Well, I was wrong. I packed along the Norton Anthology of Poetry (a leftover from my Intro to Poetry course in college), hoping to use it in class and do some lessons on poetry, and after a few weeks I barely even gave a thought to opening it. It’s not that the students are horrible. On the contrary, some of them are REALLY good--incredibly good when you consider that they only ever get three to four hours of English instruction per week—but it’s not on the level I expected. I’ve seen fifth graders draw a dozen questions marks on a test instead of answering the questions because they didn’t understand anything; had seventh graders ask me what the word “but” means in German; seen tenth graders who still say “Have you a pen?” instead of “Do you have a pen?” after six years of English. So I had to readjust my expectations and take things slower than I wanted, and after I came to grips with that I started being much more effective at teaching.

2) I’d live with Germans, only have German friends, and be completely integrated into the city. Before coming over here I expected complete, total, 100% immersion into the culture. When I was in Berlin in the summer before senior year I mostly ran around with the other Americans in my study abroad program. Granted, I still learned a lot of German in a very short amount of time, but aside for the German I was living with and the professors at school I had very little contact with the people of Berlin themselves. This time around I was more interested in getting totally surrounded by the German culture, and was convinced that I’d barely have any other American friends.

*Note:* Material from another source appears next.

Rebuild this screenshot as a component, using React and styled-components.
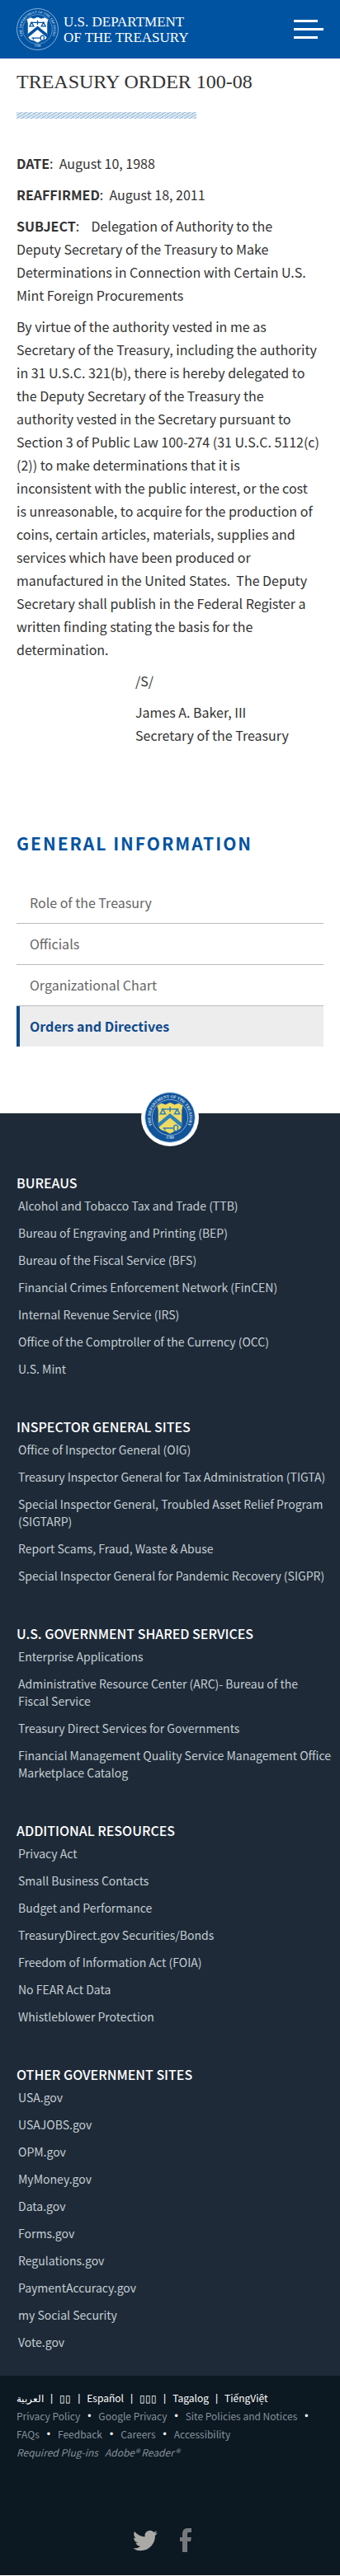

This, too, turned out to be an expectation that didn’t pan out. Had I lived in a smaller city with no other Fulbrighters or other teaching assistants this may have turned out differently, but after a whole ten months in Hamburg I’ve made relatively few German friends. At the orientation I met the other three guys who were placed in Hamburg with me (John, Brendan, and Karl), and from the beginning we’ve spent a lot of time around each other. I had been nervous about making friends before coming, but I didn’t realize how lonely things can be in reality when you arrive in a new city. It was a huge mental adjustment building a life over here, getting used to the school, and trying to integrate myself into the city. At the beginning all four of us were pretty much in the same boat, and didn’t know anyone else in Hamburg, so we all hung out with each other. As much as I wanted to get really deep into the city, I hadn’t stopped to consider how nice it is to have people around you who are in the same position as you are and who are going through the same things. Even though we speak a ton of English around each other, it has been really valuable to have the other Fulbrighters here in Hamburg and around the area as well. By now we’ve all become really good friends.

And even besides Karl, Brendan, and John, I at least managed to make a lot of European friends. There are similar assistant teacher programs for a lot of European countries alongside the Fulbright program in Germany, so there was actually a little mini network of 20-something expatriates all throughout the city. As I think I mentioned, my (now ex-) roommate Loic (another assistant like me) is French, and I’ve made a ton of French, Spanish, English, Polish, and even French Canadian friends. For the most part we all spoke German amongst each other too, so even if I didn’t necessarily get the German friends I was looking for, I at least found a bunch of people to practice the language with.

3) I’d spend this year in Germany, have my fill, and want to be back in the USA by the end of it. For a long time the song Starlight by Muse was the sort of guiding philosophy for this experience, one lyric in particular: “Starlight / I will be chasing it, Starlight / until the end of my life / I don’t know if it’s worth it anymore.” I saw Germany as my Starlight: that thing out at the far reaches of space, something that you spend your entire life reaching out for at the expense of your friends and family and everyone back home. Heading out here for a whole year would mean sacrificing to some degree all my relationships back home. I could stay back and make sure I kept all of those friendships and stayed in close contact, or I could step into the spaceship and disappear for a while, out chasing some sort of fantastical, far flung adventure on the other side of the world. And after all, I wouldn’t be out there forever, I’d come back eventually, and everyone would still be there when I got back. As the bridge in Starlight goes: “I’ll never let you go / if you promise not to fade away.”

And now it’s turning out to be the exact opposite: I don’t want to leave! I entirely underestimated the effect being over here for so long would have on me. When you get down to it, I just really enjoy the life over here: always not quite in my element, always just a little outside of the culture. I’m not German, and that gives me a unique appreciation for a lot of things in this country. For the most part it’s a lot of fun not quite belonging to the culture of a place—until you’re a foreigner yourself you can’t quite understand the double-edged nature of being a stranger in a strange land. How simple things like registering your address with the city government or getting a haircut spark deep-rooted spasms of loathing and terror in you because of all the unknown and confusing vocabulary you’ll come up against; how you’re always the most interesting person at any given party, even though it’s sometimes really hard to loosen up your tongue and really use the language to your full ability (Astra helps); how the locals find your accent and imperfect grasp of their grammar endearing and “sympathisch.” It seems really boring in comparison to think of going back to America, where I know how everything works and I’m just another Ami among hundreds of millions.